Traduction : La prière de Boukman

Dieu qui créas la terre, qui créas le soleil qui nous donnes la lumière. Dieu, toi qui soulèves les vagues de la mer, qui fais gronder l’orage. Dieu qui as des oreilles pour nous entendre. Toi qui résides  dans les nuages et qui nous observes d’en haut, tu vois toutes les souffrances que les blancs nous font subir. 

Le Dieu des blancs exige des crimes, mais le Dieu qui est en nous est un Dieu de bienfaits, un Dieu si bon, un Dieu si juste. Il nous ordonne la vengeance. C’est lui qui guidera nos bras pour nous conduire vers la victoire. C’est lui qui nous assistera. Nous devons rejeter  cette image du Dieu des blancs qui fait couler des larmes. Ecoutons plutôt la voix de la liberté qui chante dans nos cœurs.

La prière de Boukman montre la sagesse fondamentale nègre. Nous sommes ce que nous réclamons de toutes nos forces, nous sommes ce pour quoi nous luttons. La Liberté. La prière de Boukman met en évidence la sagesse sacrée du Vodou, mais exige des actions et non des mots. Cette prière définit clairement pourquoi les esclaves ont choisi leur philosophie originelle africaine de liberté, plutôt que de se courber devant la vision européenne de Dieu, vision sexiste, raciste et génocidaire, vision qui engendre les crimes odieux de l’esclavage, de la colonisation et  de la spoliation systématique.
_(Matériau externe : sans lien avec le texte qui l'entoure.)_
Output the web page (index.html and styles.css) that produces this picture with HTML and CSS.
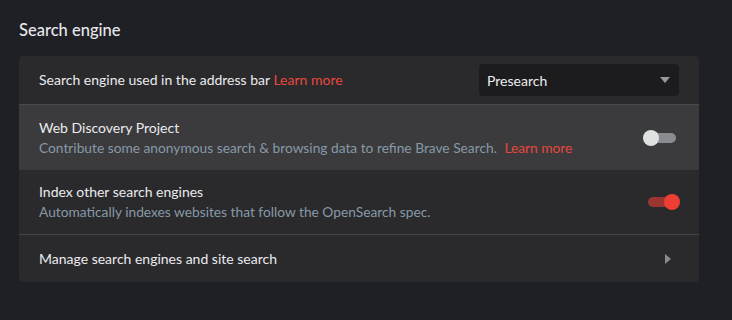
FILE: index.html
```html
<!DOCTYPE html>
<html lang="en">
<head>
  <meta charset="UTF-8" />
  <title>Search engine settings</title>
  <link rel="stylesheet" href="styles.css">
</head>
<body>
  <section class="section">
    <h2 class="section-title">Search engine</h2>
    <div class="card">
      <div class="row row-select">
        <div class="label">Search engine used in the address bar <a class="link" href="#">Learn more</a></div>
        <div class="select">
          <span>Presearch</span>
          <svg class="caret" width="10" height="6" viewBox="0 0 10 6"><path d="M0 0h10L5 6z" fill="#9a9a9d"/></svg>
        </div>
      </div>
      <div class="row row-hover">
        <div class="text">
          <div class="label">Web Discovery Project</div>
          <div class="desc">Contribute some anonymous search &amp; browsing data to refine Brave Search. <a class="link spaced" href="#">Learn more</a></div>
        </div>
        <div class="toggle"><span class="knob"></span></div>
      </div>
      <div class="row">
        <div class="text">
          <div class="label">Index other search engines</div>
          <div class="desc">Automatically indexes websites that follow the OpenSearch spec.</div>
        </div>
        <div class="toggle on"><span class="knob"></span></div>
      </div>
      <div class="row row-link">
        <div class="label">Manage search engines and site search</div>
        <svg class="chevron" width="6" height="10" viewBox="0 0 6 10"><path d="M0 0l6 5-6 5z" fill="#8a8a8e"/></svg>
      </div>
    </div>
  </section>
</body>
</html>
```

FILE: styles.css
```css
body { margin: 0; background: #1f2025; font-family: "Lato", "Noto Sans", sans-serif; color: #e6e6e8; }
.section { padding: 20px 33px 0 19px; }
.section-title { margin: 0 0 16px; font-size: 16.5px; font-weight: 500; color: #e8e8ea; line-height: 20px; }
.card { background: #2a2a2d; border-radius: 4px; overflow: hidden; }
.row { display: flex; align-items: center; justify-content: space-between; padding: 0 22px 0 20px; border-top: 1px solid #444448; }
.row:first-child { border-top: none; }
.row-select { height: 48px; padding-right: 20px; }
.row-hover { height: 65px; background: #3b3b3e; border-top-color: #4a4a4e; }
.row-hover + .row { border-top: none; height: 64px; }
.row-link { height: 47px; padding-right: 28px; }
.label { font-size: 14px; line-height: 18px; color: #ebebed; }
.desc { font-size: 13.75px; line-height: 18px; color: #8799a6; margin-top: 2px; }
.link { color: #e8473c; text-decoration: none; }
.link.spaced { margin-left: 4px; }
.select { width: 200px; height: 32px; box-sizing: border-box; background: #1c1c1f; border-radius: 4px; display: flex; align-items: center; justify-content: space-between; padding: 0 9px 0 8px; font-size: 14px; color: #ececee; }
.toggle { position: relative; width: 28px; height: 10px; border-radius: 5px; background: #8a8b90; margin-right: 1px; }
.toggle .knob { position: absolute; left: -5px; top: -3px; width: 16px; height: 16px; border-radius: 50%; background: #dde2df; }
.toggle.on { background: #9a3530; }
.toggle.on .knob { left: auto; right: -4px; background: #ee3d33; }
```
Il est regrettable que Bwa Kayiman, ce lieu-témoin d’un si grand évènement, soit laissé ainsi à l’abandon. Aucun gouvernement, aucun responsable politique ou religieux n’a jugé bon de faire de ce lieu ce qu’il est vraiment, une référence, un rendez-vous sacré où l’humain, à travers des esclaves, a clairement manifesté la quintessence de son être. ‘’Vivre libre ou mourir’’. Au contraire, des fils dénaturés, sans mémoire et sans vision, des sous-produits avariés de cette zombification post coloniale, ont malheureusement jeté l’opprobre sur cette terre sacrée. Honnis soient-ils, et honnis soient tous ceux qui, au nom d’une évangélisation sans vergogne, jettent le trouble et le reniement dans la conscience d’un grand nombre de gens démunis et aliénés. La culpabilité, la peur, l’aliénation  sont les armes privilégiées de ces prêcheurs de misère voués à la cause des empires prédateurs. 
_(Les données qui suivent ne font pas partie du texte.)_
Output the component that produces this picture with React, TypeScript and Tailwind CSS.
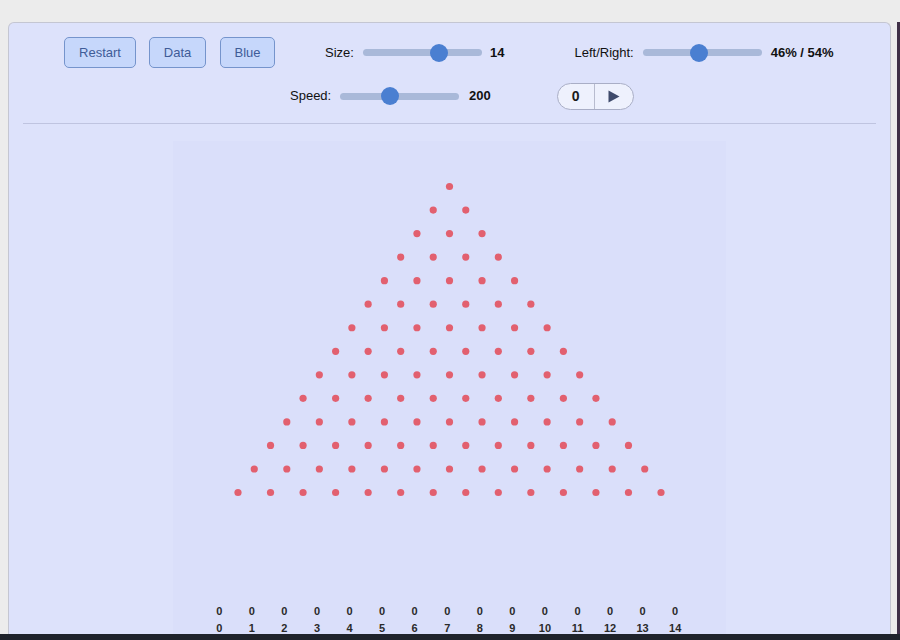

A l’instar de Christophe Colomb qui a conquis l’amour et la confiance du cacique Guacanagaric, celui-ci livrant littéralement les siens, les nouveaux colons, (‘’les amis d’Haïti’’ ?), sous le faux prétexte d’aide internationale, poursuivent sans complexe le plus grand carnage de l’histoire de l’Humanité, 75 millions d’Amérindiens, 15 millions d’Africains.
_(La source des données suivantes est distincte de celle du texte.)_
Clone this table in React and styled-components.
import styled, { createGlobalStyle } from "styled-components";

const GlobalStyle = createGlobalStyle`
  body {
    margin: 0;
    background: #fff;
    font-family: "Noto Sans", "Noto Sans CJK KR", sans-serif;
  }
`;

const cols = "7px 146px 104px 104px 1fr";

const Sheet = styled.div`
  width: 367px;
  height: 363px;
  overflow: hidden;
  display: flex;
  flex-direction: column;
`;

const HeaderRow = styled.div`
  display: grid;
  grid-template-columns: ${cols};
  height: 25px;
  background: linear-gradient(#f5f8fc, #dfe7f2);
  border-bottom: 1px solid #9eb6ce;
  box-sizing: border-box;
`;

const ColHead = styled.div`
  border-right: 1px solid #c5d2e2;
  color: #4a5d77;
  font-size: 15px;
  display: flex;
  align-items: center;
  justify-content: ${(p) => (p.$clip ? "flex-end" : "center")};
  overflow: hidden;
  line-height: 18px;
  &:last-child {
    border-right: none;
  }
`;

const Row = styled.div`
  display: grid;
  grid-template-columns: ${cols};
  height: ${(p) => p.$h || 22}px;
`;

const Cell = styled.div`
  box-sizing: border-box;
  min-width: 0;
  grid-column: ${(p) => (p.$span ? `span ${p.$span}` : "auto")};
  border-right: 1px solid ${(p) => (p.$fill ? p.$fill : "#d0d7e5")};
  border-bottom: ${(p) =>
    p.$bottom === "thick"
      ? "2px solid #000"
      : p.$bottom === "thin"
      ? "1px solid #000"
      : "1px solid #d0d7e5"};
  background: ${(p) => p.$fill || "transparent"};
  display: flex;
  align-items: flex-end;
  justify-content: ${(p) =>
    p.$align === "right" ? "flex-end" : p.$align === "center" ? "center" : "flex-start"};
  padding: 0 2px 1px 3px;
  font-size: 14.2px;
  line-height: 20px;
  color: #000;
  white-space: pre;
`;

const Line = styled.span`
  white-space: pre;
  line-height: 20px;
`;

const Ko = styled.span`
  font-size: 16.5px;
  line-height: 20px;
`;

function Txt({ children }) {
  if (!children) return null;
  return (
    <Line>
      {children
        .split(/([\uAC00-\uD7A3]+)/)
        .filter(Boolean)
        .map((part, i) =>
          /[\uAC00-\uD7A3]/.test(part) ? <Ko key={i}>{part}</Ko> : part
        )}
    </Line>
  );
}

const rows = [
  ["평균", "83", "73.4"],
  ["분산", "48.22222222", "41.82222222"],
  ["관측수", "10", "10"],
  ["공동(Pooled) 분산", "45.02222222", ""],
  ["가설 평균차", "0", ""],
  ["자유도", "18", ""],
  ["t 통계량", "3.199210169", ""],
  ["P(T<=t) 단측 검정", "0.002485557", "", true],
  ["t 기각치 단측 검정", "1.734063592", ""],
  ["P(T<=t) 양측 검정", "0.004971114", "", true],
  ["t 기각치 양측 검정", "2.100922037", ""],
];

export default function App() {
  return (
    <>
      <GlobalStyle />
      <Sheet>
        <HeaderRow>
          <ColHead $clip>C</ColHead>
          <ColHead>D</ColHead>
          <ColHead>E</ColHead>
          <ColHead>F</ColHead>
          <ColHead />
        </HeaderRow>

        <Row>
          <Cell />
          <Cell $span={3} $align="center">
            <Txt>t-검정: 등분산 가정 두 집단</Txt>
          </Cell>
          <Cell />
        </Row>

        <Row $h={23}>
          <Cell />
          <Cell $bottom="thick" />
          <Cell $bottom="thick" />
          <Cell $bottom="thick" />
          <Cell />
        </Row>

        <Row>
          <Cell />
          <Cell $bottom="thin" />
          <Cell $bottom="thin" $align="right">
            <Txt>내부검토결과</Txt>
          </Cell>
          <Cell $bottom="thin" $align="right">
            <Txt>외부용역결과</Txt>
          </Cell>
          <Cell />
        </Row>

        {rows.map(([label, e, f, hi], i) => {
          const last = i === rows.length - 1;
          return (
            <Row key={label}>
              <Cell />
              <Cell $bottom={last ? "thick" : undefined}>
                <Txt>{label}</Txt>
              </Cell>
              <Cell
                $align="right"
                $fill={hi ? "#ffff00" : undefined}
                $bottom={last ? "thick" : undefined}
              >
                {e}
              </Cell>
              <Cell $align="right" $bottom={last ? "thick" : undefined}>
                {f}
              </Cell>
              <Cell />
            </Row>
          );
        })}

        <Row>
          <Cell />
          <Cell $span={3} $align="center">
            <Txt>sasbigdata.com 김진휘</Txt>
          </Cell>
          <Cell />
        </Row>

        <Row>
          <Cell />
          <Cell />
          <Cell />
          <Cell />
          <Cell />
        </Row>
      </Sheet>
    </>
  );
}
Comment peut-on justifier les fameuses campagnes de ‘’REJETE’’ de Mgr. Robert, Mgr. Kersuzan, Père Froisset, des pasteurs protestants et autres, campagnes autorisées et soutenues, tout au long de notre histoire, par des dirigeants politiques croupions, sans dignité, et assoiffés de pouvoirs ?  Quelle démarche de civilisation ou de rédemption peut-on consciemment évoquer pour légitimer cette méconnaissance évidente de l’histoire et cette intolérance crasse qui sont à la base de la destruction sauvage des lieux et objets de culte d’un peuple qui a réalisé 1804, avec la Proclamation de l’Indépendance de la Première République noire? Honte à vous, misérables  missionnaires ! Malheur à vous, Commissaires, Ambassadeurs qui, allègrement avec nos exécrables dirigeants et les insatiables brasseurs d’affaires, planifient et matérialisent la dépravation et la perdition de millions d’êtres humains. Haïti vous donne rendrez-vous au Tribunal de l’Histoire.